White supremacists and bigots reveled in the image of the black criminal in the controversial 1915 film The Birth of a Nation. Here black men were depicted as monsters who break the law and rape white women. Jelani Cobb, an African-American Studies professor, delivers an edifying assessment of this film which catalyzed the rebirth of the Ku Klux Klan and the spread of violence against blacks.

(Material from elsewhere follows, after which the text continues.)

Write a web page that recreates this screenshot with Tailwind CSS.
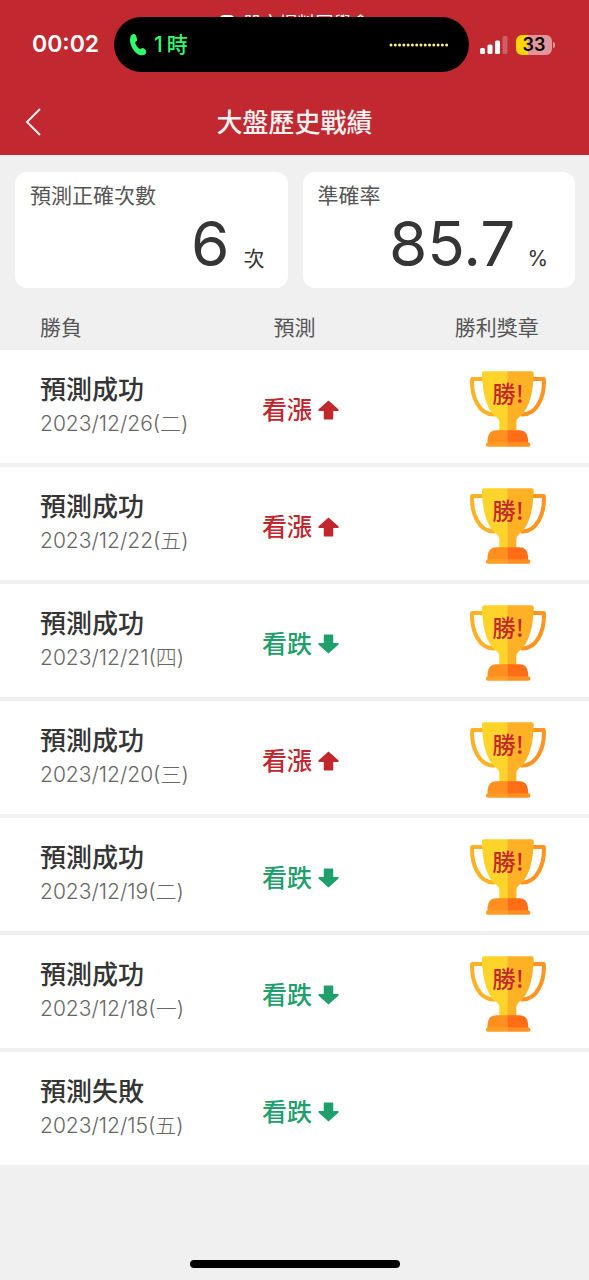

Michelle Alexander, author of The New Jim Crow, is an articulate and sharp advocate of racial equality who provides key insights into the redesign of racial caste in America. President Richard Nixon's campaign for "Law & Order" became a national issue under President Ronald Reagan as the "War on Drugs." One of the many surprise testimonies comes from the recorded testimony of John Eichman, who served the Nixon regime as Assistant to the President for Domestic Affairs:

"The Nixon campaign in 1968, and the Nixon White House after that had two enemies: the anti-war left and black people. You understand what I am saying? We knew we couldn't make it illegal to be either against the war or black, but by getting the public to associate the hippies with marijuana and blacks with heroin, and then criminalizing both heavily, we could disrupt those communities. We could arrest their leaders, raid their homes, break up their meetings, and vilify them night after night on the evening news. Did we know we were lying about the drugs? Of course we did."

The propaganda campaign meant that civil rights leaders were targeted for surveillance, imprisoned or killed, stripping out a whole generation of leaders from the black community. One of them, Angela Davis, appears in the film and explains the violence she experienced growing up in Birmingham, Alabama.

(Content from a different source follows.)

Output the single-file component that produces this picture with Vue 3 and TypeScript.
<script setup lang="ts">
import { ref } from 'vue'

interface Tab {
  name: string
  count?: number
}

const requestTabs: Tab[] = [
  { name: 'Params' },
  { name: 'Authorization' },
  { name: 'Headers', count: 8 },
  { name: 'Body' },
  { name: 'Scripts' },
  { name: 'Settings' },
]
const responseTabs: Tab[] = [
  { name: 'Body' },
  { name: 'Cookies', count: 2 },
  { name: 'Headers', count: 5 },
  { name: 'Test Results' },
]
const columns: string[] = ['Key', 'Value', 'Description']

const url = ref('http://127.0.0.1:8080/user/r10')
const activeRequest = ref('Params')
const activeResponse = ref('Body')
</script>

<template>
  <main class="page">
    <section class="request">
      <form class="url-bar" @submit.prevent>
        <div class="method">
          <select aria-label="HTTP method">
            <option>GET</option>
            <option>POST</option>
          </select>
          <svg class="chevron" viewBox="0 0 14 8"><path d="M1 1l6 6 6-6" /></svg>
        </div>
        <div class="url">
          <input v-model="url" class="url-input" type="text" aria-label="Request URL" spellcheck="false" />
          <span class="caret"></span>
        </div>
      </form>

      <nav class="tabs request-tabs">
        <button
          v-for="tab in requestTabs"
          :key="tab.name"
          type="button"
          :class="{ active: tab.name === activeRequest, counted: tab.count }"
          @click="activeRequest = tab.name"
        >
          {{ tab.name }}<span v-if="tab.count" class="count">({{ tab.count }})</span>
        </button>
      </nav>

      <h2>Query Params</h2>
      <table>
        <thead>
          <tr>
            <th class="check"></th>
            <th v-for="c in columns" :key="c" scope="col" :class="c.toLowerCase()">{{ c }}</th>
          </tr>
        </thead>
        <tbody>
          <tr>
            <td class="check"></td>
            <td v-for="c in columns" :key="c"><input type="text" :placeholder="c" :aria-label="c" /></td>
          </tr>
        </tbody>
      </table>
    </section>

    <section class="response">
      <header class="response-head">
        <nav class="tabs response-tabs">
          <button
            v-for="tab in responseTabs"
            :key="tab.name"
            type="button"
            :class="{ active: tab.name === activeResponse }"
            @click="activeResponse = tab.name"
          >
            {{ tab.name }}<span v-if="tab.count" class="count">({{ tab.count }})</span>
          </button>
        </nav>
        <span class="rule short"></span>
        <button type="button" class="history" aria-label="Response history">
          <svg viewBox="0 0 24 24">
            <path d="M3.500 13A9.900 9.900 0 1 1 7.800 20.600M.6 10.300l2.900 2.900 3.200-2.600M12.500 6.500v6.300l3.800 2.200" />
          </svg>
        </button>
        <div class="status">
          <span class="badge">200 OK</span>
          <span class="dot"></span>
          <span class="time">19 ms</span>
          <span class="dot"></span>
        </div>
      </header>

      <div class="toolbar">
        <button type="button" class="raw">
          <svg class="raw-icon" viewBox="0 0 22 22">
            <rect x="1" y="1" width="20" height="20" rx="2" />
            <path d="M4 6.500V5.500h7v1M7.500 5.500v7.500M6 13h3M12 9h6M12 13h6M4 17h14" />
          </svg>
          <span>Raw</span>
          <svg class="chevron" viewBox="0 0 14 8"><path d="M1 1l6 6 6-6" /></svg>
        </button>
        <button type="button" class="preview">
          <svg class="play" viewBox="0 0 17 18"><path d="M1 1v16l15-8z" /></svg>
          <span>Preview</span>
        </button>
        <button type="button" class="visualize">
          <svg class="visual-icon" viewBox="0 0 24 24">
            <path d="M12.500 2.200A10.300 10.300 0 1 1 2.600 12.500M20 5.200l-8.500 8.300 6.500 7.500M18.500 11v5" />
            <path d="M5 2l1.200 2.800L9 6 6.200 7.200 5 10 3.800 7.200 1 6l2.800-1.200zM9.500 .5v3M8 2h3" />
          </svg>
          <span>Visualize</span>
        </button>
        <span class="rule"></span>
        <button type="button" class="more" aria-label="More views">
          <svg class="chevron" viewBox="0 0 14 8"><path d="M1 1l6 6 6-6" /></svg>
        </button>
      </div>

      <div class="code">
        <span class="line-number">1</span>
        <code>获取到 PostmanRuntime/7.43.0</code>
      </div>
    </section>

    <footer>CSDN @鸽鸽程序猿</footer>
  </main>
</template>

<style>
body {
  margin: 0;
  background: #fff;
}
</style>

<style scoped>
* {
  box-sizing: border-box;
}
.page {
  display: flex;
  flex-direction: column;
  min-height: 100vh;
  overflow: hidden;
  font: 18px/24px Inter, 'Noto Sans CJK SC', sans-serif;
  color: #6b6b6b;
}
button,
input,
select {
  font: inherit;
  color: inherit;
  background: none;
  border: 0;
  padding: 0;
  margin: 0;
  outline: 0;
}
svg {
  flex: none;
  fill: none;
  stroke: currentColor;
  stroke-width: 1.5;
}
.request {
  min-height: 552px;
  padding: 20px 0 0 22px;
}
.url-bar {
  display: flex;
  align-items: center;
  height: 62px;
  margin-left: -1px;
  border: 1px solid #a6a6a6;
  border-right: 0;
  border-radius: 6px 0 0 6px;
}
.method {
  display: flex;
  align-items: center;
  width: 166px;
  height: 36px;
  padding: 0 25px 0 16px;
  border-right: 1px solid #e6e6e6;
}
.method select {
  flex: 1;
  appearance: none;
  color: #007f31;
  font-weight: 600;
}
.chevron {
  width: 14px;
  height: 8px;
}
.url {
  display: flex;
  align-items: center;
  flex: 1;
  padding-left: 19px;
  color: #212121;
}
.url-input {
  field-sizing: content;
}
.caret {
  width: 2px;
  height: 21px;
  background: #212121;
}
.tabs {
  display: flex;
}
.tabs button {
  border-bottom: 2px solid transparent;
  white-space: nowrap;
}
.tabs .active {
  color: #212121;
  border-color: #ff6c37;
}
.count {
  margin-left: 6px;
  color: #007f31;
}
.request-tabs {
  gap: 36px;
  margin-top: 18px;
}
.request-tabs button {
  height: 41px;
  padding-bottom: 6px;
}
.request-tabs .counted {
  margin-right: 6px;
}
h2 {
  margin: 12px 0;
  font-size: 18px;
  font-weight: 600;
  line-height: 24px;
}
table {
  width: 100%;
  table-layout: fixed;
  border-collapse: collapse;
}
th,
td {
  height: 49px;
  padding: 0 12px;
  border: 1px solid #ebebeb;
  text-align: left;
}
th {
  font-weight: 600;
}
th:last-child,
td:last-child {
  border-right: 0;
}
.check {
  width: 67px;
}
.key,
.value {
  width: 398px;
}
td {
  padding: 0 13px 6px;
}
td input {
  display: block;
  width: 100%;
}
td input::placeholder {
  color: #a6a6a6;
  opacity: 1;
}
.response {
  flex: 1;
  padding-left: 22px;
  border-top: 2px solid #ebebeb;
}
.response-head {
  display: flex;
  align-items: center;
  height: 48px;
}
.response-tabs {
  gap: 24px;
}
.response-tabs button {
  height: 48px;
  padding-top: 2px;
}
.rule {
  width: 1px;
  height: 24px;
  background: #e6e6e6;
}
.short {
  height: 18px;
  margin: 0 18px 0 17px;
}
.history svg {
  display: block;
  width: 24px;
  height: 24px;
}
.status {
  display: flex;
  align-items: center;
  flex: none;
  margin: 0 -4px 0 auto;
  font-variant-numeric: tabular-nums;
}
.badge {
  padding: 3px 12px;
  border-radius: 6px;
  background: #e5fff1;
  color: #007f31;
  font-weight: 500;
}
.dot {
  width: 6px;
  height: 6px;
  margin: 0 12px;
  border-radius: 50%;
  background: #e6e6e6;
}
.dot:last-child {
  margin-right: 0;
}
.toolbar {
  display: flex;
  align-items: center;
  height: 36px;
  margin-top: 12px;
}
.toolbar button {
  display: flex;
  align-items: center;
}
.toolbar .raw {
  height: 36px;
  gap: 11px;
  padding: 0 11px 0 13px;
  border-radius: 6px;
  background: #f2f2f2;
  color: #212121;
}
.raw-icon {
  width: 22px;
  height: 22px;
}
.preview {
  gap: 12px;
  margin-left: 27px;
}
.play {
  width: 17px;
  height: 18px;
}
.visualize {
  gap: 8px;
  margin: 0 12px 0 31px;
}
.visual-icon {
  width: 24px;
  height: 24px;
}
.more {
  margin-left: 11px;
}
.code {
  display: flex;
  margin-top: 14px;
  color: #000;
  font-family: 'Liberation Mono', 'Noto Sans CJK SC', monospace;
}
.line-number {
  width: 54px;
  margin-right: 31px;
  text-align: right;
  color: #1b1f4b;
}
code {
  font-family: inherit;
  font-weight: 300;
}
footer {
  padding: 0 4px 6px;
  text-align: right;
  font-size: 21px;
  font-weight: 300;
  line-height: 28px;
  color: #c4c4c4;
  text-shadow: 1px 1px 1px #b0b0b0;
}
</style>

For generations, the term "Law & Order" has justified a system where black people could be suspected to be criminals, abused, segregated, and put in prison. This are the "good ol' days" that Donald Trump has longed for throughout his presidential campaign, as film clips from his rallies show.

After the Republican Presidents successfully made black skin a signifier for crime, Democratic President Bill Clinton went even further with his 1994 Omnibus Crime Bill and the debate around it which led to the black youth being described as "super-predators." The three-strike rule (three offenses and you are in prison for life), mandatory minimum sentencing, and a de-emphasis on parole soon led to a massive expansion of the prison system and a doubling of the federal prison population. Although Clinton later admitting being wrong about his crime bill, the end result was more poverty and hardship for families with men in prison.

Turning to recent years, DuVernay traces the growth of the prison-industrial complex due to mass incarceration of black people. Commentators explain how the American Legislative Exchange Council (Alec), a coalition of politicians, corporations, and legislators, has pushed for laws allowing for the growth of privately owned prisons where corporations can get rich off punishment. Today, as prisons fill up, Alec is encouraging home monitoring of criminals via GSP devices, turning whole communities into expansions of the prison system.

The film ends with reports on the spate of police killings of black people. One of the most known is young Trayvon Martin, an unarmed black youth who was shot by a white man who was later acquitted because of Florida's "Stand Your Ground" law. Since then, videos of other killings have been posted online, revealing not only the extent of violence against blacks but also the increasing militarization of local police departments. As difficult as these videos are to see, their distribution is important, if American racism is not to remain invisible.

At the end of the film, political commentator Van Jones and others praise the emergence of the Black Lives Matter movement. It is doing two things. First, it is changing the way people understand human dignity of all peoples. And it is showing that the opposite of criminalization is humanization.

Ava DuVernay is a fearless director who has had the courage to speak truth to power. We hope and pray that her film will spark a public dialogue on racism characterized by vigor, creativity, and rigorous hope.